Collected data |
^^^^^^^^

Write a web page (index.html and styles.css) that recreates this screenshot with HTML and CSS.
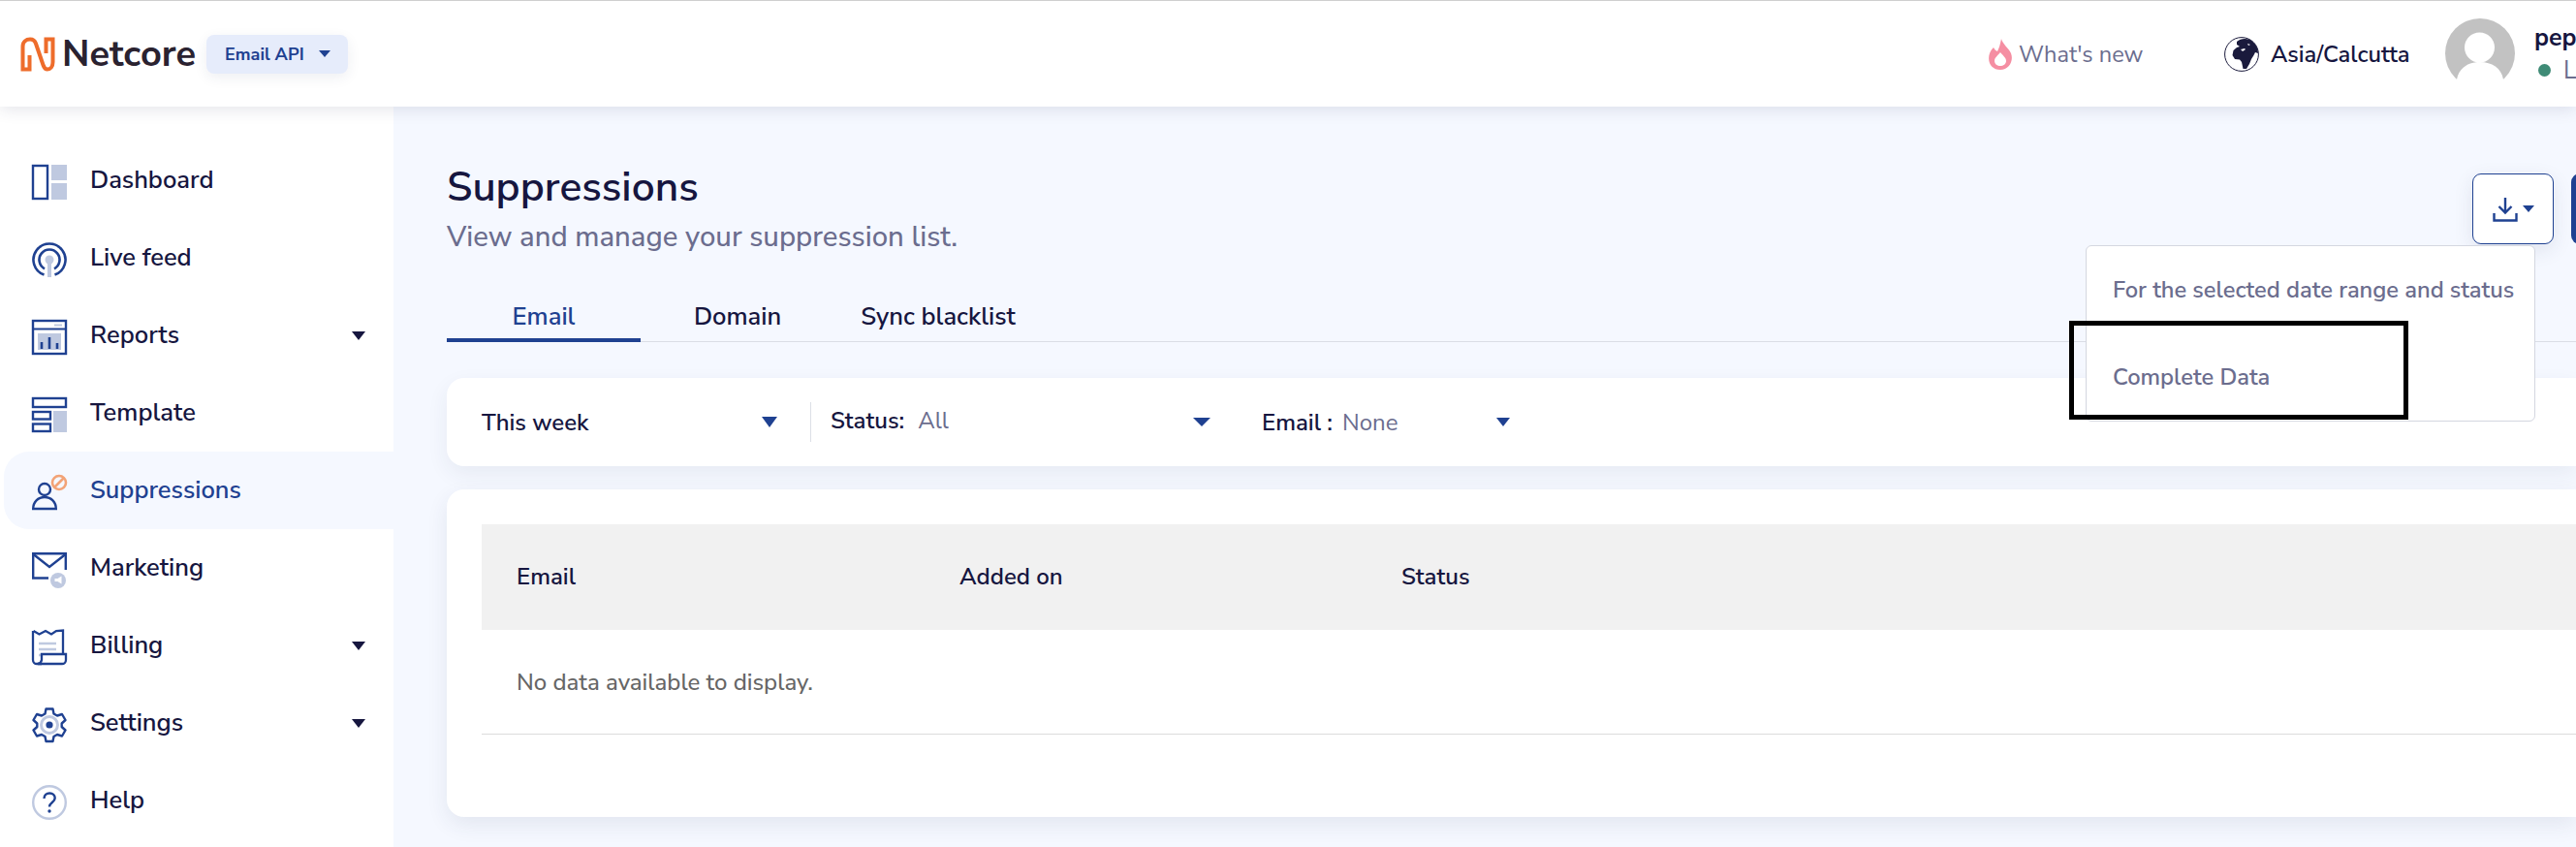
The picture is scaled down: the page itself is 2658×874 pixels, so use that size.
FILE: index.html
```html
<!DOCTYPE html>
<html lang="en">
<head>
<meta charset="utf-8">
<title>Suppressions</title>
<link rel="stylesheet" href="styles.css">
</head>
<body>
<div class="app">
  <header class="topbar">
    <div class="brand">
      <svg class="logo-mark" viewBox="0 0 36 36"><path d="M0.500 33.500H9.500V19M2.500 35V10C2.500 5 6 2.500 10 2.500C13 2.500 15 4 16 7L23.500 29C24.500 32 26.500 33.500 28 33.500C31 33.500 33.500 31 33.500 26V1M35.500 2.500H26.500V17" fill="none" stroke="#ee6c2b" stroke-width="4"/></svg>
      <span class="logo-text">Netcore</span>
      <div class="product-pill"><span>Email API</span><i class="caret caret-blue-sm"></i></div>
    </div>
    <div class="top-right">
      <div class="whats-new">
        <svg class="flame" viewBox="0 0 24 32"><path d="M13 0C14 5 20 9 23 15c3 8-2 17-11 17S-2 24 1 15c1-3 3-5 4-6 1 2 2 3 4 4 2-4 3-8 4-13zM12 14c-2 3-6 5-6 9 0 3 3 5 6 5s6-2 6-5c0-4-4-6-6-9z" fill="#f58ea2" fill-rule="evenodd"/></svg>
        <span>What's new</span>
      </div>
      <div class="timezone">
        <svg class="globe" viewBox="0 0 36 36"><circle cx="18" cy="18" r="17.400" fill="#fff" stroke="#1a1a3c" stroke-width="1"/><path d="M13 5C17 1.500 24 1 29 4.500C33 8 35 12 35 17L32 16L30.500 19L28 23L26 28L23 33L19.500 33L18 26L16 23.500L11 23L8.500 19L9.500 14L13 11L16 10L13 8z" fill="#1a1a3c"/><path d="M17 13l4-1 1 1-3 2zM24 7l3 1-2 1z" fill="#fff"/></svg>
        <span>Asia/Calcutta</span>
      </div>
      <div class="avatar">
        <svg viewBox="0 0 72 72"><circle cx="36" cy="36" r="36" fill="#c2c2c2"/><circle cx="35.500" cy="30" r="15.500" fill="#fff"/><path d="M12 63C14 51 24 45 36 45S58 51 60 63z" fill="#fff"/></svg>
      </div>
      <div class="user">
        <strong>pep</strong>
        <div class="user-status"><i class="dot"></i><span>L</span></div>
      </div>
    </div>
  </header>

  <div class="body">
    <nav class="sidebar">
      <a class="nav-item">
        <svg class="nav-icon" viewBox="0 0 36 36"><rect x="1" y="1" width="15" height="34" fill="none" stroke="#1f4191" stroke-width="2.400"/><rect x="20" width="16" height="16" fill="#bfc9e0"/><rect x="20" y="19" width="16" height="17" fill="#bfc9e0"/></svg>
        <span>Dashboard</span>
      </a>
      <a class="nav-item">
        <svg class="nav-icon" viewBox="0 0 36 36"><path d="M12.500 33.600A16.500 16.500 0 1 1 23.500 33.600" fill="none" stroke="#1f4191" stroke-width="2.600"/><path d="M13 27.300A10.500 10.500 0 1 1 23 27.300" fill="none" stroke="#1f4191" stroke-width="2.600"/><circle cx="18" cy="18" r="4.500" fill="#bfc9e0"/><rect x="16" y="20" width="4" height="16" fill="#bfc9e0"/></svg>
        <span>Live feed</span>
      </a>
      <a class="nav-item">
        <svg class="nav-icon" viewBox="0 0 36 36"><rect x="1" y="1" width="34" height="34" fill="none" stroke="#1f4191" stroke-width="2.400"/><path d="M1 9.500h34" stroke="#1f4191" stroke-width="2"/><rect x="23" y="4.500" width="8" height="2" fill="#bfc9e0"/><rect x="6" y="14" width="24" height="17" fill="#bfc9e0"/><path d="M10 23v7M18 18v12M26 24v6" stroke="#1f4191" stroke-width="2.600"/></svg>
        <span>Reports</span><i class="caret caret-dark"></i>
      </a>
      <a class="nav-item">
        <svg class="nav-icon" viewBox="0 0 36 36"><rect x="1" y="1" width="34" height="9" fill="none" stroke="#1f4191" stroke-width="2.400"/><rect x="1" y="15" width="18" height="7.500" fill="none" stroke="#1f4191" stroke-width="2.400"/><rect x="1" y="27.500" width="18" height="7.500" fill="none" stroke="#1f4191" stroke-width="2.400"/><rect x="22" y="14" width="14" height="22" fill="#bfc9e0"/></svg>
        <span>Template</span>
      </a>
      <a class="nav-item active">
        <svg class="nav-icon" viewBox="0 0 36 36"><circle cx="13" cy="15" r="6" fill="none" stroke="#1f4191" stroke-width="2.400"/><path d="M1.200 35c0-7 5-12 11.800-12s11.800 5 11.800 12z" fill="none" stroke="#1f4191" stroke-width="2.400"/><circle cx="28" cy="8" r="7" fill="none" stroke="#f2a377" stroke-width="2.600"/><path d="M23 13l10-10" stroke="#f2a377" stroke-width="2.600"/></svg>
        <span>Suppressions</span>
      </a>
      <a class="nav-item">
        <svg class="nav-icon" viewBox="0 0 36 36"><path d="M17 26.500H1.200V1.200h33.600V18" fill="none" stroke="#1f4191" stroke-width="2.400"/><path d="M1.500 2l16.500 13L34.500 2" fill="none" stroke="#1f4191" stroke-width="2.400"/><circle cx="27" cy="29" r="8" fill="#bfc9e0"/><path d="M23.500 27h3l4-2.500v8l-4-2.500h-3z" fill="#fff"/></svg>
        <span>Marketing</span>
      </a>
      <a class="nav-item">
        <svg class="nav-icon" viewBox="0 0 36 36"><path d="M1.500 1l6 3.500L14 1l6 3.500L25 1l7-0.500V24M10 35H5a4 4 0 0 1-4-4V1" fill="none" stroke="#1f4191" stroke-width="2.300"/><path d="M7 14h18M7 20h18M7 26h10" stroke="#bfc9e0" stroke-width="2.400"/><path d="M10 25h25v6a4 4 0 0 1-4 4H6a5 5 0 0 0 4-4z" fill="#fff" stroke="#1f4191" stroke-width="2.300"/></svg>
        <span>Billing</span><i class="caret caret-dark"></i>
      </a>
      <a class="nav-item">
        <svg class="nav-icon" viewBox="0 0 36 36"><path d="M14.500 1.500h7l1 5 3.500 2 5-1.500 3.500 6-3.800 3.500v3.500l3.800 3.500-3.500 6-5-1.500-3.500 2-1 5h-7l-1-5-3.500-2-5 1.500-3.500-6 3.800-3.500v-3.500L1.500 13l3.500-6 5 1.500 3.500-2z" fill="none" stroke="#1f4191" stroke-width="2.400" stroke-linejoin="round"/><circle cx="18" cy="18" r="8.500" fill="none" stroke="#bfc9e0" stroke-width="3"/><circle cx="18" cy="18" r="3.600" fill="#1f4191"/></svg>
        <span>Settings</span><i class="caret caret-dark"></i>
      </a>
      <a class="nav-item">
        <svg class="nav-icon" viewBox="0 0 36 36"><circle cx="18" cy="18" r="16.800" fill="none" stroke="#bfc9e0" stroke-width="2.400"/><path d="M12.500 14c0-3.500 2.500-5.500 5.700-5.500s5.500 2 5.500 5c0 4.500-5.700 4.500-5.700 9" fill="none" stroke="#1f4191" stroke-width="2.400"/><circle cx="18" cy="27" r="1.700" fill="#1f4191"/></svg>
        <span>Help</span>
      </a>
    </nav>

    <main class="content">
      <div class="page-head">
        <div class="page-title">
          <h1>Suppressions</h1>
          <p>View and manage your suppression list.</p>
        </div>
        <div class="head-actions">
          <button class="download-btn">
            <svg viewBox="0 0 26 26"><path d="M13 1v15M6.500 10l6.500 6.500 6.500-6.500" fill="none" stroke="#1f4191" stroke-width="2.400"/><path d="M1.500 17v7.500h23V17" fill="none" stroke="#1f4191" stroke-width="2.400"/></svg>
            <i class="caret caret-blue-sm"></i>
          </button>
          <button class="primary-btn"></button>
          <div class="menu">
            <div class="menu-item">For the selected date range and status</div>
            <div class="menu-item">Complete Data</div>
          </div>
          <div class="annotation"></div>
        </div>
      </div>

      <div class="tabs">
        <div class="tab active">Email</div>
        <div class="tab">Domain</div>
        <div class="tab tab-wide">Sync blacklist</div>
      </div>

      <section class="filters">
        <div class="filter filter-date"><span>This week</span><i class="caret caret-blue"></i></div>
        <div class="filter filter-status"><b>Status:</b><span class="filter-value">All</span><i class="caret caret-status"></i></div>
        <div class="filter filter-email"><b>Email :</b><span class="filter-value">None</span><i class="caret caret-email"></i></div>
      </section>

      <section class="table-card">
        <div class="thead">
          <div>Email</div>
          <div>Added on</div>
          <div>Status</div>
        </div>
        <div class="empty">No data available to display.</div>
      </section>
    </main>
  </div>
</div>
</body>
</html>
```

FILE: styles.css
```css
* { box-sizing: border-box; }
html, body { margin: 0; padding: 0; }
body {
  width: 2658px;
  height: 874px;
  overflow: hidden;
  font-family: "Nunito Sans", "Lato", "Noto Sans", sans-serif;
  color: #16163f;
  background: #f5f8ff;
}
.app { display: flex; flex-direction: column; height: 874px; }

.topbar {
  position: relative;
  z-index: 3;
  height: 110px;
  flex: none;
  display: flex;
  justify-content: space-between;
  align-items: center;
  background: #fff;
  border-top: 1px solid #cfcfcf;
  box-shadow: 0 2px 16px rgba(40, 50, 90, .14);
  padding-left: 21px;
}
.brand { display: flex; align-items: center; }
.logo-mark { width: 36px; height: 36px; margin-right: 7px; flex: none; overflow: visible; }
.logo-text { font-size: 38px; font-weight: 700; color: #2a2230; width: 149px; }
.product-pill {
  display: flex;
  align-items: center;
  gap: 15px;
  width: 146px;
  height: 40px;
  padding-left: 19px;
  border-radius: 8px;
  background: #e6ecfb;
  color: #1f4191;
  font-size: 18px;
  font-weight: 700;
  box-shadow: 0 4px 14px rgba(40, 50, 90, .08);
}
.top-right { display: flex; align-items: center; width: 606px; flex: none; }
.whats-new { display: flex; flex: none; align-items: center; gap: 7px; width: 243px; color: #6b6d8e; font-size: 23.600px; }
.flame { width: 24px; height: 32px; flex: none; }
.timezone { display: flex; flex: none; align-items: center; gap: 12px; width: 228px; font-size: 23.700px; font-weight: 600; }
.globe { width: 36px; height: 36px; flex: none; }
.avatar { width: 72px; height: 63px; overflow: hidden; margin-bottom: 10px; flex: none; }
.avatar svg { width: 72px; height: 72px; display: block; }
.user { margin-left: 20px; flex: none; white-space: nowrap; font-size: 25px; line-height: 34px; }
.user strong { display: block; font-weight: 700; }
.user-status { display: flex; align-items: center; gap: 13px; color: #6b6d8e; padding-left: 4px; }
.dot { width: 13px; height: 13px; border-radius: 50%; background: #3f8b76; }

.body { flex: 1; display: flex; min-height: 0; }
.sidebar {
  width: 406px;
  flex: none;
  background: #fff;
  padding: 36px 0 0 4px;
  display: flex;
  flex-direction: column;
}
.nav-item {
  height: 80px;
  flex: none;
  display: flex;
  align-items: center;
  gap: 24px;
  padding: 0 29px;
  font-size: 25.500px;
  font-weight: 600;
  border-radius: 26px 0 0 26px;
}
.nav-item span { flex: 1; padding-bottom: 2px; }
.nav-item.active { background: #f5f8ff; color: #1f4191; }
.nav-icon { width: 36px; height: 36px; flex: none; margin-top: 4px; overflow: visible; }

.caret {
  display: block;
  width: 0;
  height: 0;
  border-style: solid;
  border-color: currentColor transparent transparent;
  flex: none;
}
.caret-dark { border-width: 9px 7.500px 0; color: #16163f; }
.caret-blue { border-width: 11px 8px 0; color: #1f4191; }
.caret-status { border-width: 9px 9px 0; color: #1f4191; }
.caret-email { border-width: 9px 7.500px 0; color: #1f4191; }
.caret-blue-sm { border-width: 7px 6px 0; color: #1f4191; }

.content { flex: 1; min-width: 0; padding-left: 55px; overflow: hidden; }
.page-head { display: flex; justify-content: space-between; height: 135px; padding-top: 50px; }
h1 { margin: 0; font-size: 42.500px; line-height: 66px; font-weight: 600; color: #16163f; }
.page-title p { margin: 0; font-size: 29.300px; line-height: 36px; color: #6b6d8e; font-weight: 500; }

.head-actions {
  position: relative;
  z-index: 2;
  display: flex;
  gap: 18px;
  width: 107px;
  height: 73px;
  margin-top: 19px;
  flex: none;
}
.download-btn {
  flex: none;
  width: 84px;
  height: 73px;
  display: flex;
  align-items: center;
  justify-content: center;
  gap: 5px;
  background: #fff;
  border: 1px solid #1f4191;
  border-radius: 9px;
  box-shadow: 0 6px 20px rgba(40, 50, 90, .1);
  padding: 0;
}
.download-btn svg { width: 26px; height: 26px; }
.primary-btn {
  flex: none;
  width: 40px;
  height: 73px;
  background: #1f4191;
  border: 0;
  border-radius: 9px 0 0 9px;
  padding: 0;
}
.menu {
  position: absolute;
  left: -399px;
  top: 74px;
  width: 464px;
  height: 182px;
  background: #fff;
  border: 1px solid #d4d7e0;
  border-radius: 6px;
  color: #6b6d8e;
  font-size: 23.700px;
  font-weight: 600;
  padding: 0 27px;
}
.menu-item { height: 90px; display: flex; align-items: center; white-space: nowrap; }
.annotation {
  position: absolute;
  left: -416px;
  top: 152px;
  width: 350px;
  height: 102px;
  border: 5px solid #000;
}

.tabs {
  display: flex;
  height: 108px;
  border-bottom: 1px solid #dadde6;
  align-items: flex-end;
}
.tab {
  height: 56px;
  width: 200px;
  display: flex;
  align-items: center;
  justify-content: center;
  font-size: 25.500px;
  font-weight: 600;
  padding-top: 6px;
  border-bottom: 4px solid transparent;
  margin-bottom: -1px;
}
.tab-wide { width: 214px; }
.tab.active { color: #1f4191; border-bottom-color: #1f4191; }

.filters {
  display: flex;
  align-items: center;
  margin-top: 37px;
  height: 91px;
  background: #fff;
  border-radius: 18px 0 0 18px;
  box-shadow: 0 8px 22px rgba(40, 50, 90, .07);
  padding-left: 36px;
  font-size: 24px;
}
.filter { display: flex; align-items: center; height: 41px; }
.filter-date { width: 340px; border-right: 1px solid #dcdfe6; padding-right: 34px; justify-content: space-between; font-weight: 600; }
.filter-status { width: 444px; padding: 0 32px 0 20px; }
.filter-email { width: 277px; padding-left: 21px; }
.filter b { font-weight: 600; }
.filter-status b, .filter-status .filter-value { padding-bottom: 3px; }
.filter-value { color: #6b6d8e; margin-left: 14px; flex: 1; }
.filter-email .filter-value { margin-left: 10px; }

.table-card {
  margin-top: 24px;
  height: 338px;
  background: #fff;
  border-radius: 18px 0 0 18px;
  box-shadow: 0 8px 22px rgba(40, 50, 90, .09);
  padding: 36px 0 0 36px;
}
.thead {
  display: grid;
  grid-template-columns: 457px 456px 1fr;
  align-items: center;
  height: 109px;
  background: #f1f1f1;
  padding: 0 0 1px 36px;
  font-size: 24px;
  font-weight: 600;
}
.empty {
  display: flex;
  align-items: center;
  height: 108px;
  padding-left: 36px;
  border-bottom: 1px solid #dcdcdc;
  color: #666;
  font-size: 24px;
  font-weight: 500;
}
```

^^^^^^^^

Your instructions | Which lines contain the word "page"? Copy each of them.

Answer to this task |
Write a web page (index.html and styles.css) that recreates this screenshot with HTML and CSS.
The picture is scaled down: the page itself is 2658×874 pixels, so use that size.
      <div class="page-head">
        <div class="page-title">
.page-head { display: flex; justify-content: space-between; height: 135px; padding-top: 50px; }
.page-title p { margin: 0; font-size: 29.300px; line-height: 36px; color: #6b6d8e; font-weight: 500; }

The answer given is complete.